-- start --

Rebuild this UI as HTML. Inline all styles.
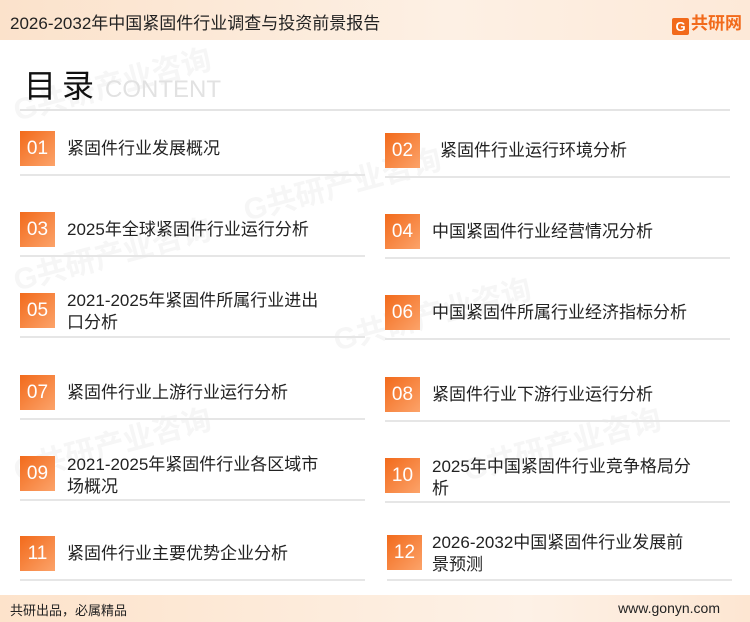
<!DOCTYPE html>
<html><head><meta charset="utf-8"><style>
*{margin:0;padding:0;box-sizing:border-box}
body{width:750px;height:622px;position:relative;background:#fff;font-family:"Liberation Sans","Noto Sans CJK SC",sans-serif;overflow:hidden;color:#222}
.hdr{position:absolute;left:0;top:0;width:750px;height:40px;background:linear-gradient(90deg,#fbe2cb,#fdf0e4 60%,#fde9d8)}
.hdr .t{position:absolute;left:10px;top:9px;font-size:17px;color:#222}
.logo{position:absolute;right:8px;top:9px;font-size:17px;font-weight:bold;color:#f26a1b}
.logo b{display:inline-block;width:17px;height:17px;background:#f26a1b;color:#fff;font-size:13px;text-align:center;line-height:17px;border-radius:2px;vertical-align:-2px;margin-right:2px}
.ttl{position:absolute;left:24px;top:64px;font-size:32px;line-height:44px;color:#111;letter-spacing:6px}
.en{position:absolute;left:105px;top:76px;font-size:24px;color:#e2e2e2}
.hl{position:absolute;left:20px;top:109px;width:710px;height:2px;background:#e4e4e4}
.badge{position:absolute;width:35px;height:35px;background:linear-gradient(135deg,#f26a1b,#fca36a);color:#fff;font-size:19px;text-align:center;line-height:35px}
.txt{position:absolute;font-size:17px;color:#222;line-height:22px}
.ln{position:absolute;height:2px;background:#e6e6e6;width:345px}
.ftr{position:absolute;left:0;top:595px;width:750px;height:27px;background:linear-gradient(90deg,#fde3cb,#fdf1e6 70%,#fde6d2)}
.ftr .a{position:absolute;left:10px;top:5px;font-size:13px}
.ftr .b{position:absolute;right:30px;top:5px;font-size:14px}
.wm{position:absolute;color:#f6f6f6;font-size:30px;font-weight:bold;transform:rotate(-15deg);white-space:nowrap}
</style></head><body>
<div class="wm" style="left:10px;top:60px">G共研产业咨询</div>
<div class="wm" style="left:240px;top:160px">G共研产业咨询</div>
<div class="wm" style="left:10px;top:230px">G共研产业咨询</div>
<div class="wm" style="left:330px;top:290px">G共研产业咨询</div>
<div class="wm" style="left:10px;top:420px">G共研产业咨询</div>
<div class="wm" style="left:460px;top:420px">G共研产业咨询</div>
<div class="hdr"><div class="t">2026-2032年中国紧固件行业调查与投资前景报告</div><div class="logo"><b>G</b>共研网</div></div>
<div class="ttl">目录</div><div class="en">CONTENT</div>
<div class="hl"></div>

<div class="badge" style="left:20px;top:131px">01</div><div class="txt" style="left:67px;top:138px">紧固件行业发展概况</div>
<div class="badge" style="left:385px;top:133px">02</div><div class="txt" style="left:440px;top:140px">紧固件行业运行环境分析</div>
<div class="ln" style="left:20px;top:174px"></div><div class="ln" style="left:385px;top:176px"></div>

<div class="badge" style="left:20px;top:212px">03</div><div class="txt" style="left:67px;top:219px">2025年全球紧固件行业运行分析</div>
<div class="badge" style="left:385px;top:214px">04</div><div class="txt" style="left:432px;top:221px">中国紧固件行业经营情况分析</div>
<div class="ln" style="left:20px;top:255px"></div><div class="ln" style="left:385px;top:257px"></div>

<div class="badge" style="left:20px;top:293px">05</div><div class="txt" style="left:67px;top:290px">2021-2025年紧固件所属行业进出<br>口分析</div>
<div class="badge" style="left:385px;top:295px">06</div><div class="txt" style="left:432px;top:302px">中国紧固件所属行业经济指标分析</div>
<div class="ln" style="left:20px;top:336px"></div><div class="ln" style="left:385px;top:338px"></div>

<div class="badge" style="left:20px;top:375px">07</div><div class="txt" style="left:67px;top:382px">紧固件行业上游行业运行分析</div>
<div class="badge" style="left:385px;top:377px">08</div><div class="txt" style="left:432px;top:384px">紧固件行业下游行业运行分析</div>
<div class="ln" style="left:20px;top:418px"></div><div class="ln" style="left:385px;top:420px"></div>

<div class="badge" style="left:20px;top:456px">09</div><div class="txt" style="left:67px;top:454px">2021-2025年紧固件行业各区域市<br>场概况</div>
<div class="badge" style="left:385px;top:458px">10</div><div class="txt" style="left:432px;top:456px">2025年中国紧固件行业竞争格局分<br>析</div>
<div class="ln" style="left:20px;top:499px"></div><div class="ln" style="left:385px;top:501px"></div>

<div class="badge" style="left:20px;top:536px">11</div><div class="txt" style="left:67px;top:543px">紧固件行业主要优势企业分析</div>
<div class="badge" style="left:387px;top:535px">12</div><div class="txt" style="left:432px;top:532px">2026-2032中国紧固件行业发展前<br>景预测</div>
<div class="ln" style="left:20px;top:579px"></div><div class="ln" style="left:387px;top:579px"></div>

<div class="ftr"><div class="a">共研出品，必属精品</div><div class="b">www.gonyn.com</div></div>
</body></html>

-- end --

What is being asked
Output an exact copy of the material, with the pictures removed.

Task output
Rebuild this UI as HTML. Inline all styles.
<!DOCTYPE html>
<html><head><meta charset="utf-8"><style>
*{margin:0;padding:0;box-sizing:border-box}
body{width:750px;height:622px;position:relative;background:#fff;font-family:"Liberation Sans","Noto Sans CJK SC",sans-serif;overflow:hidden;color:#222}
.hdr{position:absolute;left:0;top:0;width:750px;height:40px;background:linear-gradient(90deg,#fbe2cb,#fdf0e4 60%,#fde9d8)}
.hdr .t{position:absolute;left:10px;top:9px;font-size:17px;color:#222}
.logo{position:absolute;right:8px;top:9px;font-size:17px;font-weight:bold;color:#f26a1b}
.logo b{display:inline-block;width:17px;height:17px;background:#f26a1b;color:#fff;font-size:13px;text-align:center;line-height:17px;border-radius:2px;vertical-align:-2px;margin-right:2px}
.ttl{position:absolute;left:24px;top:64px;font-size:32px;line-height:44px;color:#111;letter-spacing:6px}
.en{position:absolute;left:105px;top:76px;font-size:24px;color:#e2e2e2}
.hl{position:absolute;left:20px;top:109px;width:710px;height:2px;background:#e4e4e4}
.badge{position:absolute;width:35px;height:35px;background:linear-gradient(135deg,#f26a1b,#fca36a);color:#fff;font-size:19px;text-align:center;line-height:35px}
.txt{position:absolute;font-size:17px;color:#222;line-height:22px}
.ln{position:absolute;height:2px;background:#e6e6e6;width:345px}
.ftr{position:absolute;left:0;top:595px;width:750px;height:27px;background:linear-gradient(90deg,#fde3cb,#fdf1e6 70%,#fde6d2)}
.ftr .a{position:absolute;left:10px;top:5px;font-size:13px}
.ftr .b{position:absolute;right:30px;top:5px;font-size:14px}
.wm{position:absolute;color:#f6f6f6;font-size:30px;font-weight:bold;transform:rotate(-15deg);white-space:nowrap}
</style></head><body>
<div class="wm" style="left:10px;top:60px">G共研产业咨询</div>
<div class="wm" style="left:240px;top:160px">G共研产业咨询</div>
<div class="wm" style="left:10px;top:230px">G共研产业咨询</div>
<div class="wm" style="left:330px;top:290px">G共研产业咨询</div>
<div class="wm" style="left:10px;top:420px">G共研产业咨询</div>
<div class="wm" style="left:460px;top:420px">G共研产业咨询</div>
<div class="hdr"><div class="t">2026-2032年中国紧固件行业调查与投资前景报告</div><div class="logo"><b>G</b>共研网</div></div>
<div class="ttl">目录</div><div class="en">CONTENT</div>
<div class="hl"></div>

<div class="badge" style="left:20px;top:131px">01</div><div class="txt" style="left:67px;top:138px">紧固件行业发展概况</div>
<div class="badge" style="left:385px;top:133px">02</div><div class="txt" style="left:440px;top:140px">紧固件行业运行环境分析</div>
<div class="ln" style="left:20px;top:174px"></div><div class="ln" style="left:385px;top:176px"></div>

<div class="badge" style="left:20px;top:212px">03</div><div class="txt" style="left:67px;top:219px">2025年全球紧固件行业运行分析</div>
<div class="badge" style="left:385px;top:214px">04</div><div class="txt" style="left:432px;top:221px">中国紧固件行业经营情况分析</div>
<div class="ln" style="left:20px;top:255px"></div><div class="ln" style="left:385px;top:257px"></div>

<div class="badge" style="left:20px;top:293px">05</div><div class="txt" style="left:67px;top:290px">2021-2025年紧固件所属行业进出<br>口分析</div>
<div class="badge" style="left:385px;top:295px">06</div><div class="txt" style="left:432px;top:302px">中国紧固件所属行业经济指标分析</div>
<div class="ln" style="left:20px;top:336px"></div><div class="ln" style="left:385px;top:338px"></div>

<div class="badge" style="left:20px;top:375px">07</div><div class="txt" style="left:67px;top:382px">紧固件行业上游行业运行分析</div>
<div class="badge" style="left:385px;top:377px">08</div><div class="txt" style="left:432px;top:384px">紧固件行业下游行业运行分析</div>
<div class="ln" style="left:20px;top:418px"></div><div class="ln" style="left:385px;top:420px"></div>

<div class="badge" style="left:20px;top:456px">09</div><div class="txt" style="left:67px;top:454px">2021-2025年紧固件行业各区域市<br>场概况</div>
<div class="badge" style="left:385px;top:458px">10</div><div class="txt" style="left:432px;top:456px">2025年中国紧固件行业竞争格局分<br>析</div>
<div class="ln" style="left:20px;top:499px"></div><div class="ln" style="left:385px;top:501px"></div>

<div class="badge" style="left:20px;top:536px">11</div><div class="txt" style="left:67px;top:543px">紧固件行业主要优势企业分析</div>
<div class="badge" style="left:387px;top:535px">12</div><div class="txt" style="left:432px;top:532px">2026-2032中国紧固件行业发展前<br>景预测</div>
<div class="ln" style="left:20px;top:579px"></div><div class="ln" style="left:387px;top:579px"></div>

<div class="ftr"><div class="a">共研出品，必属精品</div><div class="b">www.gonyn.com</div></div>
</body></html>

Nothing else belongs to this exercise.